I have a function $M: [0,1] \rightarrow R_{\geq 0}$ defined as
$M(p)=\frac{F_1^{-1}(p) +F_2^{-1}(p)}{2}$,
with $F_1(t)=\int_0^t f_1(\zeta) d\zeta$ for some continuous $f_1: R_{\geq 0} \rightarrow [0,1]$ and similarly for $f_2$. Also I know that $\lim_{t\rightarrow \infty} F_i(t)=1$. That is, $f_1$ and $f_2$ are probability distributions on $R_{\geq 0}$.

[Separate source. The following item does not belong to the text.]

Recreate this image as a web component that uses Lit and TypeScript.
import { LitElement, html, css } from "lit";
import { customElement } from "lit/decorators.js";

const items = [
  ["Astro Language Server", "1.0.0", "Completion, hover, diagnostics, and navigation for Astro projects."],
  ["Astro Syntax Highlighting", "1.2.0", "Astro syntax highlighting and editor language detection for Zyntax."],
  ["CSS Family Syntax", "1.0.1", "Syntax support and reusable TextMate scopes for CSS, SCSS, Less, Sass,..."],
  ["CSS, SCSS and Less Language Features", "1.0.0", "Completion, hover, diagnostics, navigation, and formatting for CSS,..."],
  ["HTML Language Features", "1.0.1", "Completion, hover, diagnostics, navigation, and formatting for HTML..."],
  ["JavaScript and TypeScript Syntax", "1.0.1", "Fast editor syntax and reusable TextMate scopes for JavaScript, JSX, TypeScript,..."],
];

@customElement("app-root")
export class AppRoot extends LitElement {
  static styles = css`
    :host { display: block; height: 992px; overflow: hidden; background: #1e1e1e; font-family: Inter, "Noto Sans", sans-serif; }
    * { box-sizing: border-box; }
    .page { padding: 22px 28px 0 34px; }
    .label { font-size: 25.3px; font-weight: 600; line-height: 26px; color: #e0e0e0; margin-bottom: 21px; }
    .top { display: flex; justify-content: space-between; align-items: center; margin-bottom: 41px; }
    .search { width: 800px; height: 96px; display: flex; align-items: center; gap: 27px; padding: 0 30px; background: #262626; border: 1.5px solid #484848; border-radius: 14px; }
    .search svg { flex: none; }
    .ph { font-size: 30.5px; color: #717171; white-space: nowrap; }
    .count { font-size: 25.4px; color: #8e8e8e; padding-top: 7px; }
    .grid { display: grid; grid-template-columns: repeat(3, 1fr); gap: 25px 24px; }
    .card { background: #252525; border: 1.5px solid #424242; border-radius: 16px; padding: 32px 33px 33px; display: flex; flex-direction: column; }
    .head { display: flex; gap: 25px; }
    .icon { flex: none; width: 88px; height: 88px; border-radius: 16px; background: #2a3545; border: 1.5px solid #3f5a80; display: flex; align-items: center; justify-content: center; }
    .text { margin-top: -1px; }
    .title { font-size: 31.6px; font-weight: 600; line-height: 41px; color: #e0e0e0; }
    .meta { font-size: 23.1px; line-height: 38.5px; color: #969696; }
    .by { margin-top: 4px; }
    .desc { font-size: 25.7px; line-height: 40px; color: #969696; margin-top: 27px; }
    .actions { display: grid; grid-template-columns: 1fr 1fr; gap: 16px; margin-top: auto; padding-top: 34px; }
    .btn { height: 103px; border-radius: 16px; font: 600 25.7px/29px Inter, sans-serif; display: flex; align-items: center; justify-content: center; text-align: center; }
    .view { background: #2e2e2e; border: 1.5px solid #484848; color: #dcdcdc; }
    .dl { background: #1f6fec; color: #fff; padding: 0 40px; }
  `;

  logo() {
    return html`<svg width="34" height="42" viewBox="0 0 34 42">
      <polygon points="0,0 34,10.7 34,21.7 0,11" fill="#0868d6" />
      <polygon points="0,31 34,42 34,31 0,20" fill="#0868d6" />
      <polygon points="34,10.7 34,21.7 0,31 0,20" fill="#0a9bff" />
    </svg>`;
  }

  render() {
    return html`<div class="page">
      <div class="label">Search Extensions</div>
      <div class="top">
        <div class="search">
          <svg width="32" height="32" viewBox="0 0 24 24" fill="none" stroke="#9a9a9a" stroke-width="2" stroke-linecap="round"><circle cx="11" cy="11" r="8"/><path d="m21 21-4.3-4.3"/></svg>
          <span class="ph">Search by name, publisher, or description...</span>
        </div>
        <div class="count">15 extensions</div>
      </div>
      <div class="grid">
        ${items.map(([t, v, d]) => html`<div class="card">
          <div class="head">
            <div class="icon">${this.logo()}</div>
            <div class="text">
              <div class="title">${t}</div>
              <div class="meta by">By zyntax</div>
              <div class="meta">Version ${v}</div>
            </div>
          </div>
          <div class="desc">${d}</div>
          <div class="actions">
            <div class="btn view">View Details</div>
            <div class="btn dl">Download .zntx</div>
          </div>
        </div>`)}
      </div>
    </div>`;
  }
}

Furthermore, I can assume that $F_1(t)$ is strictly monotonous on some interval $I_1=(T_{1,0},T_{1,1})$ (i.e. $f_1(t)>0$ on this interval) and likewise for $F_2(t)$ for the interval $I_2=(T_{2,0},T_{2,1})$, such that $F_i$ is bijective on this interval and $F_i^{-1}(p)$ can be interpreted as the inverse restricted to this interval. Also let $F_i^{-1}(0) = T_{i,0}$ and likewise for $F_i^{-1}(1)$.

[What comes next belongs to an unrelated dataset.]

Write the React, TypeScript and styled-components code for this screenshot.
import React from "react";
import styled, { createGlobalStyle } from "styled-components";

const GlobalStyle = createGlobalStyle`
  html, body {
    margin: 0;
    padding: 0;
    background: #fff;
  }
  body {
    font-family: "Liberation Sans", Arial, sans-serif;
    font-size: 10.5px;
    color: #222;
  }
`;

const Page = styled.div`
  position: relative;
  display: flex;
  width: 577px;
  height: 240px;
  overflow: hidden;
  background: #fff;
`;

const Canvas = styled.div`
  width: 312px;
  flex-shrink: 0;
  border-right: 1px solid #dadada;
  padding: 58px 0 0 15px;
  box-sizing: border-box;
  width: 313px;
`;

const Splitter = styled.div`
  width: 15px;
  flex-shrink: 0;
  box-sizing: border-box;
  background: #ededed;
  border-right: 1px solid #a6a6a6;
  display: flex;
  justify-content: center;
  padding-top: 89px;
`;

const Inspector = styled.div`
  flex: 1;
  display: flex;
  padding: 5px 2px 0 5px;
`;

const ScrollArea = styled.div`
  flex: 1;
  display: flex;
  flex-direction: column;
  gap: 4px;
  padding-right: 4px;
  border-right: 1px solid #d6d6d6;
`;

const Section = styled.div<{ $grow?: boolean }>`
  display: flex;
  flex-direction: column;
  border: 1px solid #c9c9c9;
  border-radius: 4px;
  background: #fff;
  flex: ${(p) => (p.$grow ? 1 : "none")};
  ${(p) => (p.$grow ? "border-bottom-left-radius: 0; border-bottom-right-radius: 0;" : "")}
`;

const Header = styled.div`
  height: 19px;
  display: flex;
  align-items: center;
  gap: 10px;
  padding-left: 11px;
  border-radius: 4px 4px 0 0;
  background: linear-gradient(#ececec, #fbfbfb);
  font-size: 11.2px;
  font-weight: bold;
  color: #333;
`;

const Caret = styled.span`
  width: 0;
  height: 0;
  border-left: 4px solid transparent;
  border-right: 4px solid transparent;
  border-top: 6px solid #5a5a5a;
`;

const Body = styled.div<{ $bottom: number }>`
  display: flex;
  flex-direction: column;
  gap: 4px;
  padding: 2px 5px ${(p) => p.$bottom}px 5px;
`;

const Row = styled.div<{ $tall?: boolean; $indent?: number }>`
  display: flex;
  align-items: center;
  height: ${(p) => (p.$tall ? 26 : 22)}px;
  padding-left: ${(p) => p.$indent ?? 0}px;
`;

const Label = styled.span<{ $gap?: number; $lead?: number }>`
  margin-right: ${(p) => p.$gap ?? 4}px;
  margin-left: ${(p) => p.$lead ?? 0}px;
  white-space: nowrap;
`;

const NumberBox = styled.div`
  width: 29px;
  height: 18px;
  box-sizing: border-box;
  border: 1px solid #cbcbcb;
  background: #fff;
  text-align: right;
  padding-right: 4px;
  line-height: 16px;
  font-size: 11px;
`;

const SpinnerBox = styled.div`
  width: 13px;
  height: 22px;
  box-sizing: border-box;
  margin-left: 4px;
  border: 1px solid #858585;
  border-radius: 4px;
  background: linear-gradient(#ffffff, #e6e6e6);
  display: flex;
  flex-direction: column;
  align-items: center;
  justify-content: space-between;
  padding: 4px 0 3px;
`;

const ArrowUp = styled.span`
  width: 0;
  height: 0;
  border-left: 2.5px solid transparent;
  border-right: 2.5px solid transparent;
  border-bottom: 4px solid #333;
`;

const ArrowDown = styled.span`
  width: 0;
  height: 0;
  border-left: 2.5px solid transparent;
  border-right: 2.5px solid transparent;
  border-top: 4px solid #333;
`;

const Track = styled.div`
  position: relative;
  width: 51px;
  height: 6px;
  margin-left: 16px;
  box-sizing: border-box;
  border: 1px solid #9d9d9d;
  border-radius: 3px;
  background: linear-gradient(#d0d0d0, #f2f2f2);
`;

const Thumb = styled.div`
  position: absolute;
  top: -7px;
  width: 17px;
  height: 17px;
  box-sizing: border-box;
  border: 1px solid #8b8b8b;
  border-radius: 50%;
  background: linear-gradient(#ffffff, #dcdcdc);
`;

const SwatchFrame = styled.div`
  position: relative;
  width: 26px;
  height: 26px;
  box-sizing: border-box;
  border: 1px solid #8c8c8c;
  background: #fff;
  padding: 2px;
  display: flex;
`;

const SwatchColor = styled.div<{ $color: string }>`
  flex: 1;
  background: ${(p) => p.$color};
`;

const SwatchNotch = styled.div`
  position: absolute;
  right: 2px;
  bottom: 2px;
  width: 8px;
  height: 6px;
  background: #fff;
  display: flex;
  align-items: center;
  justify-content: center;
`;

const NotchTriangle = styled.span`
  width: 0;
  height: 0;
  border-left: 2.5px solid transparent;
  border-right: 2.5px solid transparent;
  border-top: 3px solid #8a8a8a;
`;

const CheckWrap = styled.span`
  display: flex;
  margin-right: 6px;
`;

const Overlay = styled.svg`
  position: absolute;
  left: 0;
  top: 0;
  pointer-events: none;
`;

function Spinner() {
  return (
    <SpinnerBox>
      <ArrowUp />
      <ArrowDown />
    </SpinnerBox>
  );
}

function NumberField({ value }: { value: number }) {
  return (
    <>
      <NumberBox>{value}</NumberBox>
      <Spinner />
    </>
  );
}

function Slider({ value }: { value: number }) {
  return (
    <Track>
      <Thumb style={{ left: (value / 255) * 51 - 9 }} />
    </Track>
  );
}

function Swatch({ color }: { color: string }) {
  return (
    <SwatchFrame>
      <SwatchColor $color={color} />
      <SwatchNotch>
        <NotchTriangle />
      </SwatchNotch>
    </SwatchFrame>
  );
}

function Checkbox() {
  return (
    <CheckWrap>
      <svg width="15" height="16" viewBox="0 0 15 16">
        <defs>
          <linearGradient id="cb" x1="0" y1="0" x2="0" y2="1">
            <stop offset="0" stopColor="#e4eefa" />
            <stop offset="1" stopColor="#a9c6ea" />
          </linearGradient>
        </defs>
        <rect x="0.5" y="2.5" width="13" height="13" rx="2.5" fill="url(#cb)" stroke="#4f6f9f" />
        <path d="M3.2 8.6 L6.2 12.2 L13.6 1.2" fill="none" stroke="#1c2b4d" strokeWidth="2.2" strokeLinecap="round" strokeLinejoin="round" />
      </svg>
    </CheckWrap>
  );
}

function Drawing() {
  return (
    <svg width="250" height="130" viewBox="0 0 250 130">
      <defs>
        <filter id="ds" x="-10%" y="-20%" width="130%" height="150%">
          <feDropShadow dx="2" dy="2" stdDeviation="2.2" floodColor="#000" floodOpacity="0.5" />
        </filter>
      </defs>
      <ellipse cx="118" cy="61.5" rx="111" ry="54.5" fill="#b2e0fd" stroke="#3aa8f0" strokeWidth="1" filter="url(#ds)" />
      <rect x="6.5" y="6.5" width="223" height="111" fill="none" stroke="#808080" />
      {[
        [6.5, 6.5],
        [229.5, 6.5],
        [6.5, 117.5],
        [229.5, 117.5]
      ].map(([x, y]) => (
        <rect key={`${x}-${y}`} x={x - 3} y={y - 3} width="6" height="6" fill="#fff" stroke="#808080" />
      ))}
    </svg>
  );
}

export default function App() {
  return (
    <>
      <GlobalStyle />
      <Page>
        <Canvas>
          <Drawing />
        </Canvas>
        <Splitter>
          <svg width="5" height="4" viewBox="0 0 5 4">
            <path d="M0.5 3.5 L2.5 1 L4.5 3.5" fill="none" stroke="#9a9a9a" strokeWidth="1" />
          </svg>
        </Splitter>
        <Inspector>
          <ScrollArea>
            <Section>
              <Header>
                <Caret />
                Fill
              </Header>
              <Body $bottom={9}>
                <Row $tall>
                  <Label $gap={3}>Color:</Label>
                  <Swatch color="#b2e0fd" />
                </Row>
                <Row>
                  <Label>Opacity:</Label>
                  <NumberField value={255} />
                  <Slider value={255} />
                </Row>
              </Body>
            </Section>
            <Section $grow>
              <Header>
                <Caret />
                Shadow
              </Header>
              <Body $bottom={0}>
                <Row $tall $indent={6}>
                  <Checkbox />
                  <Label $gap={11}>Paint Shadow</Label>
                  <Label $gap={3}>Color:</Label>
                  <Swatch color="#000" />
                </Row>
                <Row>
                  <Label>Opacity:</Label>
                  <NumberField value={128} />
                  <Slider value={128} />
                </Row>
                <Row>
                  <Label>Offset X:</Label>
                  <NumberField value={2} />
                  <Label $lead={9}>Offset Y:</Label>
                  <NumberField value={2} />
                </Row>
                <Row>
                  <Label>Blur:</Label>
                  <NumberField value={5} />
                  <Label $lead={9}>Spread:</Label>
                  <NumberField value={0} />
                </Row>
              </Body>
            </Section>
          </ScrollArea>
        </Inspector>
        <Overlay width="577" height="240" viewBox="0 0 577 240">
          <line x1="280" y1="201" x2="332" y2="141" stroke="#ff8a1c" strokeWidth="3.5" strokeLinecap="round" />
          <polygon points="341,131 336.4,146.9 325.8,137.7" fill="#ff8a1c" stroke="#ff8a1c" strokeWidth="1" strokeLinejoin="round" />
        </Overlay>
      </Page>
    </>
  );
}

I am looking for an expression of $M^{-1}: [\frac{T_{1,0}+T_{2,0}}{2},\frac{T_{1,1}+T_{2,1}}{2}]\rightarrow [0,1]$.
Since $f_i(t)>0$ and continuous on $I_i$ we know that the $F_i$ are strictly monotonous and hence the $F_i^{-1}$ are as well. Thus the inverse as defined above exists. I can also find this inverse numerically by defining $\delta_i(p)=F_i^{-1}(p)-M(p)$ and then solving for $\delta_1(p)+\delta_2(p)=0$.
However, I am not sure if I could find an expression for this inverse using only known terms, i.e. $f_i$ and their integrals, inverses of integrals etc. Is there a way to get this inverse or is there some additional information missing?